The exercise:
Return each line of the listing below, unchanged, and omit the images.

Supplied material:
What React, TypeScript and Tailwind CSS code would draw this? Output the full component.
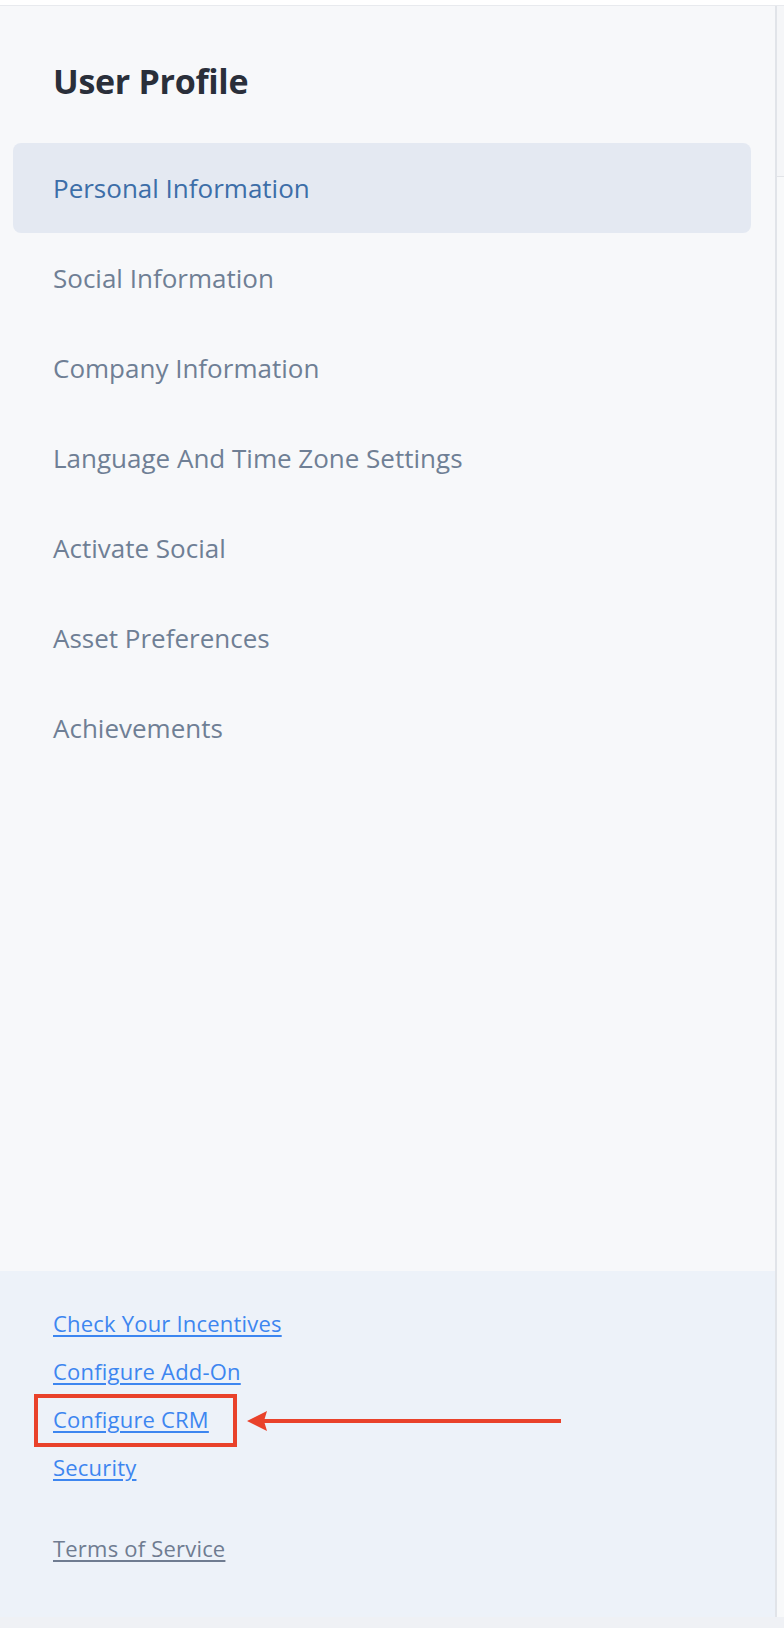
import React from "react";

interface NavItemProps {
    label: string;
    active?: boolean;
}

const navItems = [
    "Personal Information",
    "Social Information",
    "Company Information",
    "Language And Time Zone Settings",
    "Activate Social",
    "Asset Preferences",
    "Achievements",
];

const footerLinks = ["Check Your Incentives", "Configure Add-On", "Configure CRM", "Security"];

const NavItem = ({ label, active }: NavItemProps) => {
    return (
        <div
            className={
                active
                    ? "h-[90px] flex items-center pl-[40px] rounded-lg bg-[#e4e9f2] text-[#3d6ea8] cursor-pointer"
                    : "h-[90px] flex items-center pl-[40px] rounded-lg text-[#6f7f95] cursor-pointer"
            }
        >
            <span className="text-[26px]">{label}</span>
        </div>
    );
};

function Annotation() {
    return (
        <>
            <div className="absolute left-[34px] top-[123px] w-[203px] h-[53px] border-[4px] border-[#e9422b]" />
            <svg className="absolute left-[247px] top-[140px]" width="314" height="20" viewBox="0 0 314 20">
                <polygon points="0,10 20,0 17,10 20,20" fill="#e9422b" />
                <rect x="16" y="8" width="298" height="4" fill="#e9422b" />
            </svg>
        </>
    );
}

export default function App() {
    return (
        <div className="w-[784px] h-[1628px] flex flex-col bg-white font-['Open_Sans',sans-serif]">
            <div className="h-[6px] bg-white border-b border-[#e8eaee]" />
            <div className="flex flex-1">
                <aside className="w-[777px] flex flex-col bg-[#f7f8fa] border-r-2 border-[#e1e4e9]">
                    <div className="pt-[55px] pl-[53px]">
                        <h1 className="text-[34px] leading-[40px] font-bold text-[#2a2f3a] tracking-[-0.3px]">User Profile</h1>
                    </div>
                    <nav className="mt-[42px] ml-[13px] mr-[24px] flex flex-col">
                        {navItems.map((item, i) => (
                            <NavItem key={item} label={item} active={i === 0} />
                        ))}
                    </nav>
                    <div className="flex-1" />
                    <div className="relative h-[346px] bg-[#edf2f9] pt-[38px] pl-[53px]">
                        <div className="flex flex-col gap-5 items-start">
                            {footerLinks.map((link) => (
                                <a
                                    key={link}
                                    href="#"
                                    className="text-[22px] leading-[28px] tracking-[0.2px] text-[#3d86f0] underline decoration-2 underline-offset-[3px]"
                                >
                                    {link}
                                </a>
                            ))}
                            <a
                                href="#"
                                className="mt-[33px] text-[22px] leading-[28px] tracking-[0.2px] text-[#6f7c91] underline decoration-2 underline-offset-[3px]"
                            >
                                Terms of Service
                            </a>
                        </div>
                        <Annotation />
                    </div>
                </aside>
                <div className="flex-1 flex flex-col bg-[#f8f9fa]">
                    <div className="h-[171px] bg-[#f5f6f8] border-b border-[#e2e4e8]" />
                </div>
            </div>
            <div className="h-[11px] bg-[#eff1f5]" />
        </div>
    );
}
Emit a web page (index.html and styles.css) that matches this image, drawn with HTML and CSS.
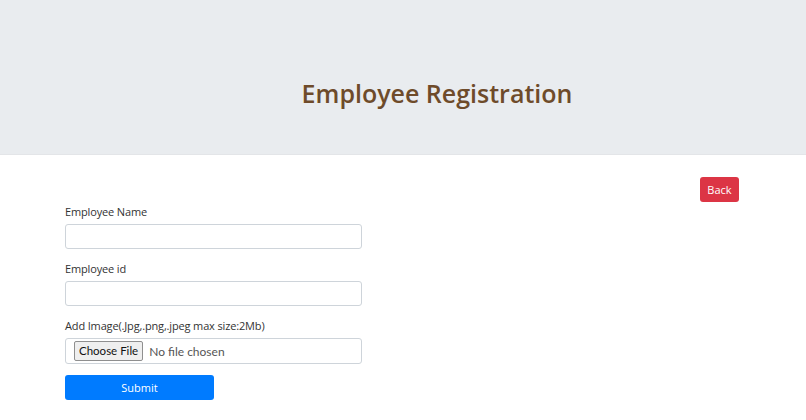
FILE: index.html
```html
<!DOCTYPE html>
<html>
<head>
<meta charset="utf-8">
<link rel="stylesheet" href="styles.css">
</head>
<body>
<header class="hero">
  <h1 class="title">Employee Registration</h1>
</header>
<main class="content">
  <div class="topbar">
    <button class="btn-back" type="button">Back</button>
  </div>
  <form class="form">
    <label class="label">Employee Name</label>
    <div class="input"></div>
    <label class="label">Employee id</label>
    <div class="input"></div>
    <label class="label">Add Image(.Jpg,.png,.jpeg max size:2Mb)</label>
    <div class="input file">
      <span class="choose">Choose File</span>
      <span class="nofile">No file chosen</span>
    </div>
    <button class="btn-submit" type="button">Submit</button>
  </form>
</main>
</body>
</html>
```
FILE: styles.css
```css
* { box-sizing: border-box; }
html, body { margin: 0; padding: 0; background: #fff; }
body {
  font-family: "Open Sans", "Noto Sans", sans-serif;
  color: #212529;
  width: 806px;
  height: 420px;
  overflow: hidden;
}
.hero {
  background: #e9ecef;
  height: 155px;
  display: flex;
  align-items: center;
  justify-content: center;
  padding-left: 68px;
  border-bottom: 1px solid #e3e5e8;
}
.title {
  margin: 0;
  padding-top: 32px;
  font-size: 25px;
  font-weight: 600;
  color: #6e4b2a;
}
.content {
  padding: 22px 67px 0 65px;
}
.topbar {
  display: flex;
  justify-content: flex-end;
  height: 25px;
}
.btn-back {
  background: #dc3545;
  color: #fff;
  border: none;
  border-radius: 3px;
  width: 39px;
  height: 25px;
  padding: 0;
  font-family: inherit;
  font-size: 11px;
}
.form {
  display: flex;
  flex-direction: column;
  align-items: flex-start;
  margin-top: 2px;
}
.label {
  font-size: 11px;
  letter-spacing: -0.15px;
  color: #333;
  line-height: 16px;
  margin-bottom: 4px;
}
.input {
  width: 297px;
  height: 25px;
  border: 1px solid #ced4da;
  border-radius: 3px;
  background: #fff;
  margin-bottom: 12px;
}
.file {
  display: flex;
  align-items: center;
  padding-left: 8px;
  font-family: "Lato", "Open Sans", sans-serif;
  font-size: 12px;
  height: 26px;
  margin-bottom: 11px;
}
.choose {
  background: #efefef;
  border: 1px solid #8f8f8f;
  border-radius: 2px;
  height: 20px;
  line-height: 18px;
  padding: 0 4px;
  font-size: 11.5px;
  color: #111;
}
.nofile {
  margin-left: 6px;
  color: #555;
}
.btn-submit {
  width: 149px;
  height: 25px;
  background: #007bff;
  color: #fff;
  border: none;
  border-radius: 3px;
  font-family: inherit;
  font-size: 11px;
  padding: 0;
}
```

The output:
What React, TypeScript and Tailwind CSS code would draw this? Output the full component.
import React from "react";

interface NavItemProps {
    label: string;
    active?: boolean;
}

const navItems = [
    "Personal Information",
    "Social Information",
    "Company Information",
    "Language And Time Zone Settings",
    "Activate Social",
    "Asset Preferences",
    "Achievements",
];

const footerLinks = ["Check Your Incentives", "Configure Add-On", "Configure CRM", "Security"];

const NavItem = ({ label, active }: NavItemProps) => {
    return (
        <div
            className={
                active
                    ? "h-[90px] flex items-center pl-[40px] rounded-lg bg-[#e4e9f2] text-[#3d6ea8] cursor-pointer"
                    : "h-[90px] flex items-center pl-[40px] rounded-lg text-[#6f7f95] cursor-pointer"
            }
        >
            <span className="text-[26px]">{label}</span>
        </div>
    );
};

function Annotation() {
    return (
        <>
            <div className="absolute left-[34px] top-[123px] w-[203px] h-[53px] border-[4px] border-[#e9422b]" />
            <svg className="absolute left-[247px] top-[140px]" width="314" height="20" viewBox="0 0 314 20">
                <polygon points="0,10 20,0 17,10 20,20" fill="#e9422b" />
                <rect x="16" y="8" width="298" height="4" fill="#e9422b" />
            </svg>
        </>
    );
}

export default function App() {
    return (
        <div className="w-[784px] h-[1628px] flex flex-col bg-white font-['Open_Sans',sans-serif]">
            <div className="h-[6px] bg-white border-b border-[#e8eaee]" />
            <div className="flex flex-1">
                <aside className="w-[777px] flex flex-col bg-[#f7f8fa] border-r-2 border-[#e1e4e9]">
                    <div className="pt-[55px] pl-[53px]">
                        <h1 className="text-[34px] leading-[40px] font-bold text-[#2a2f3a] tracking-[-0.3px]">User Profile</h1>
                    </div>
                    <nav className="mt-[42px] ml-[13px] mr-[24px] flex flex-col">
                        {navItems.map((item, i) => (
                            <NavItem key={item} label={item} active={i === 0} />
                        ))}
                    </nav>
                    <div className="flex-1" />
                    <div className="relative h-[346px] bg-[#edf2f9] pt-[38px] pl-[53px]">
                        <div className="flex flex-col gap-5 items-start">
                            {footerLinks.map((link) => (
                                <a
                                    key={link}
                                    href="#"
                                    className="text-[22px] leading-[28px] tracking-[0.2px] text-[#3d86f0] underline decoration-2 underline-offset-[3px]"
                                >
                                    {link}
                                </a>
                            ))}
                            <a
                                href="#"
                                className="mt-[33px] text-[22px] leading-[28px] tracking-[0.2px] text-[#6f7c91] underline decoration-2 underline-offset-[3px]"
                            >
                                Terms of Service
                            </a>
                        </div>
                        <Annotation />
                    </div>
                </aside>
                <div className="flex-1 flex flex-col bg-[#f8f9fa]">
                    <div className="h-[171px] bg-[#f5f6f8] border-b border-[#e2e4e8]" />
                </div>
            </div>
            <div className="h-[11px] bg-[#eff1f5]" />
        </div>
    );
}
Emit a web page (index.html and styles.css) that matches this image, drawn with HTML and CSS.
FILE: index.html
```html
<!DOCTYPE html>
<html>
<head>
<meta charset="utf-8">
<link rel="stylesheet" href="styles.css">
</head>
<body>
<header class="hero">
  <h1 class="title">Employee Registration</h1>
</header>
<main class="content">
  <div class="topbar">
    <button class="btn-back" type="button">Back</button>
  </div>
  <form class="form">
    <label class="label">Employee Name</label>
    <div class="input"></div>
    <label class="label">Employee id</label>
    <div class="input"></div>
    <label class="label">Add Image(.Jpg,.png,.jpeg max size:2Mb)</label>
    <div class="input file">
      <span class="choose">Choose File</span>
      <span class="nofile">No file chosen</span>
    </div>
    <button class="btn-submit" type="button">Submit</button>
  </form>
</main>
</body>
</html>
```
FILE: styles.css
```css
* { box-sizing: border-box; }
html, body { margin: 0; padding: 0; background: #fff; }
body {
  font-family: "Open Sans", "Noto Sans", sans-serif;
  color: #212529;
  width: 806px;
  height: 420px;
  overflow: hidden;
}
.hero {
  background: #e9ecef;
  height: 155px;
  display: flex;
  align-items: center;
  justify-content: center;
  padding-left: 68px;
  border-bottom: 1px solid #e3e5e8;
}
.title {
  margin: 0;
  padding-top: 32px;
  font-size: 25px;
  font-weight: 600;
  color: #6e4b2a;
}
.content {
  padding: 22px 67px 0 65px;
}
.topbar {
  display: flex;
  justify-content: flex-end;
  height: 25px;
}
.btn-back {
  background: #dc3545;
  color: #fff;
  border: none;
  border-radius: 3px;
  width: 39px;
  height: 25px;
  padding: 0;
  font-family: inherit;
  font-size: 11px;
}
.form {
  display: flex;
  flex-direction: column;
  align-items: flex-start;
  margin-top: 2px;
}
.label {
  font-size: 11px;
  letter-spacing: -0.15px;
  color: #333;
  line-height: 16px;
  margin-bottom: 4px;
}
.input {
  width: 297px;
  height: 25px;
  border: 1px solid #ced4da;
  border-radius: 3px;
  background: #fff;
  margin-bottom: 12px;
}
.file {
  display: flex;
  align-items: center;
  padding-left: 8px;
  font-family: "Lato", "Open Sans", sans-serif;
  font-size: 12px;
  height: 26px;
  margin-bottom: 11px;
}
.choose {
  background: #efefef;
  border: 1px solid #8f8f8f;
  border-radius: 2px;
  height: 20px;
  line-height: 18px;
  padding: 0 4px;
  font-size: 11.5px;
  color: #111;
}
.nofile {
  margin-left: 6px;
  color: #555;
}
.btn-submit {
  width: 149px;
  height: 25px;
  background: #007bff;
  color: #fff;
  border: none;
  border-radius: 3px;
  font-family: inherit;
  font-size: 11px;
  padding: 0;
}
```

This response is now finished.